A case in point: at the first Christmas following our marriage, my husband and I received a gift that failed to meet the Wodehouse criteria. While it was more loathsome than even the “Smoker’s Ideal Companion,” it was neither shiny nor regiftable. It was sent by distant friends who’d been traveling in Asia and missed the nuptials, so this was both wedding and Christmas gift. It arrived in a big box, surrounded by foam peanuts and layered in tissue paper. As we began peeling away the layers, we were met with an odd smell, musty and a bit smoky. Dust rose from the tissuey depths. Coughing slightly, I opened a window. What eventually emerged was a roundish, globular lump of something that looked like dried mud, about a foot in diameter, flattish on the bottom, with a hole on top.

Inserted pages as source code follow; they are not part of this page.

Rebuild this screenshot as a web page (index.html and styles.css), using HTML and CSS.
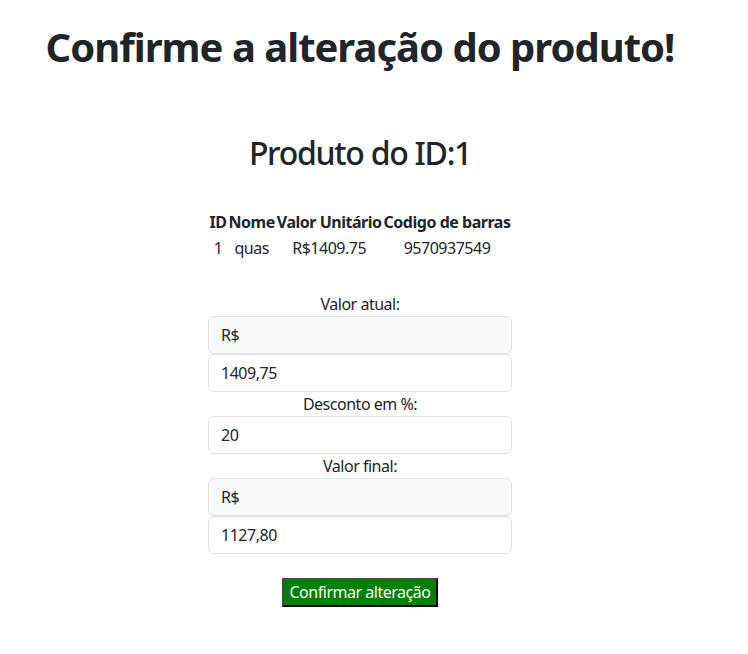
FILE: index.html
```html
<!DOCTYPE html>
<html lang="pt-BR">
<head>
<meta charset="utf-8">
<title>Confirmar alteração</title>
<link rel="stylesheet" href="styles.css">
</head>
<body>
<div class="page">
  <h1 class="title">Confirme a alteração do produto!</h1>
  <h2 class="subtitle">Produto do ID:1</h2>
  <table class="product">
    <thead>
      <tr><th>ID</th><th>Nome</th><th>Valor Unitário</th><th>Codigo de barras</th></tr>
    </thead>
    <tbody>
      <tr><td>1</td><td>quas</td><td>R$1409.75</td><td>9570937549</td></tr>
    </tbody>
  </table>
  <form class="form">
    <label class="label">Valor atual:</label>
    <div class="group">
      <span class="addon">R$</span>
      <input class="field" type="text" value="1409,75">
    </div>
    <label class="label">Desconto em %:</label>
    <input class="field" type="text" value="20">
    <label class="label">Valor final:</label>
    <div class="group">
      <span class="addon">R$</span>
      <input class="field" type="text" value="1127,80">
    </div>
    <button class="confirm" type="button">Confirmar alteração</button>
  </form>
</div>
</body>
</html>
```
FILE: styles.css
```css
html, body {
  margin: 0;
  padding: 0;
  background: #fff;
}
body {
  font-family: "Noto Sans", "Open Sans", sans-serif;
  font-size: 16px;
  line-height: 24px;
  color: #212529;
  letter-spacing: -0.03em;
}
.page {
  width: 720px;
  display: flex;
  flex-direction: column;
  align-items: center;
}
.title {
  margin: 23px 0 0;
  font-size: 40px;
  line-height: 48px;
  font-weight: 700;
  letter-spacing: -0.025em;
}
.subtitle {
  margin: 63px 0 0;
  font-size: 32px;
  line-height: 38px;
  font-weight: 500;
  letter-spacing: -0.04em;
}
.product {
  margin-top: 37px;
  border-collapse: collapse;
}
.product th, .product td {
  padding: 1px;
  text-align: center;
  line-height: 24px;
}
.product th {
  font-weight: 700;
}
.form {
  margin-top: 31px;
  width: 304px;
  display: flex;
  flex-direction: column;
  align-items: stretch;
}
.label {
  text-align: center;
  line-height: 24px;
}
.group {
  display: flex;
  flex-direction: column;
}
.addon, .field {
  box-sizing: border-box;
  height: 38px;
  padding: 6px 12px;
  border: 1px solid #dee2e6;
  border-radius: 6px;
  font-family: inherit;
  font-size: 16px;
  line-height: 24px;
  letter-spacing: -0.03em;
  color: #212529;
  background: #fff;
  width: 100%;
  display: block;
}
.addon {
  background: #f8f9fa;
}
.confirm {
  align-self: center;
  margin-top: 24px;
  width: 156px;
  height: 29px;
  padding: 0;
  white-space: nowrap;
  font-family: inherit;
  font-size: 16px;
  line-height: 23px;
  letter-spacing: -0.03em;
  color: #fff;
  background: #008000;
  border-width: 2px;
  border-style: solid;
  border-color: #4a4a4a #000 #000 #4a4a4a;
}
```
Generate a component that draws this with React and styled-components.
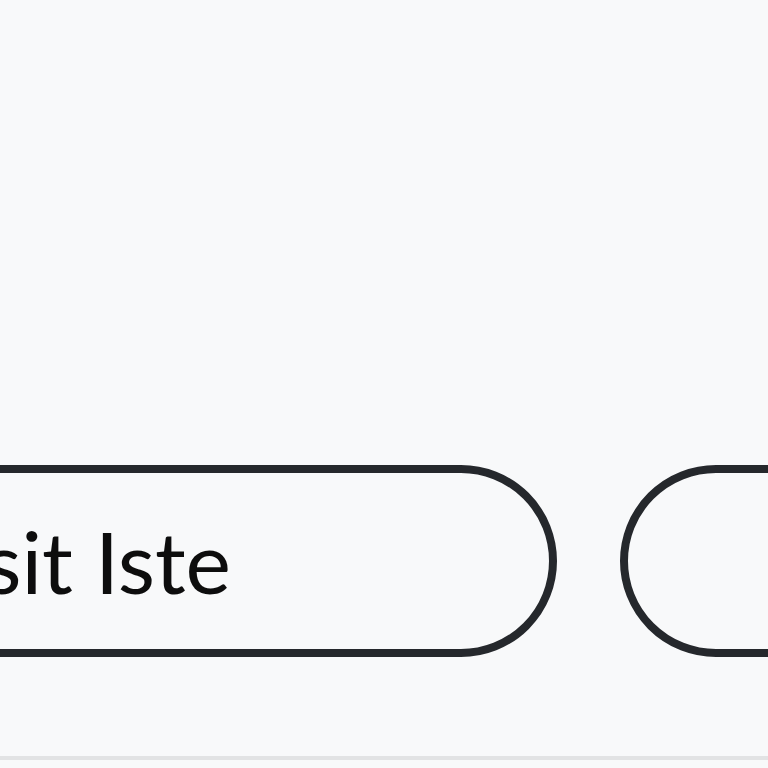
import React from 'react'
import styled, { createGlobalStyle } from 'styled-components'

const GlobalStyle = createGlobalStyle`
    html, body {
        margin: 0;
        padding: 0;
        background: #f8f9fa;
        font-family: Lato, "Noto Sans", sans-serif;
    }
`

const Section = styled.section`
    height: 760px;
    box-sizing: border-box;
    border-bottom: 4px solid #e2e3e4;
    overflow: hidden;
    padding-top: 465px;
`

// the chip strip is scrolled so only the end of the first chip shows
const ChipRow = styled.div`
    display: flex;
    gap: 63px;
    margin-left: -549px;
`

const Chip = styled.button`
    flex: none;
    box-sizing: border-box;
    width: ${p => p.$width}px;
    height: 192px;
    padding: 0 24px;
    display: flex;
    align-items: center;
    justify-content: center;
    background: transparent;
    border: 8px solid #25282c;
    border-radius: 999px;
    color: #0d0d0d;
    font-family: Lato, "Noto Sans", sans-serif;
    font-size: 86px;
    font-weight: 400;
    line-height: 1;
    white-space: nowrap;
    cursor: pointer;
`

const App = () => {
    return (
        <>
            <GlobalStyle />
            <Section>
                <ChipRow>
                    <Chip $width={1106}>Deposit Iste</Chip>
                    <Chip $width={1106}>Natus Error</Chip>
                </ChipRow>
            </Section>
        </>
    )
}

export default App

“What is it?” said Stewart.

“There must be a note,” I said. There was: a small printed card explained that this was a vase of rare black clay, handcrafted by contemporary artisans using 10,000-year-old pottery techniques and fired, unglazed, in an earthen pit. “Bumps and irregularities are part of its natural beauty. Do not wash. Dust with dry cloth.”

I picked it up. Then I put it down. My hands were covered in rare black clay dust. The thing was shedding. A small pool of grit had settled around its base.

“What do we do with it?” said Stewart, fanning the air. “Do we have to keep it? What are the chances they’ll come to visit?”

“Stay calm. We’ll think of something.” Our eyes began to water.

“You know them better than I do,” he said. “Could it be a joke?”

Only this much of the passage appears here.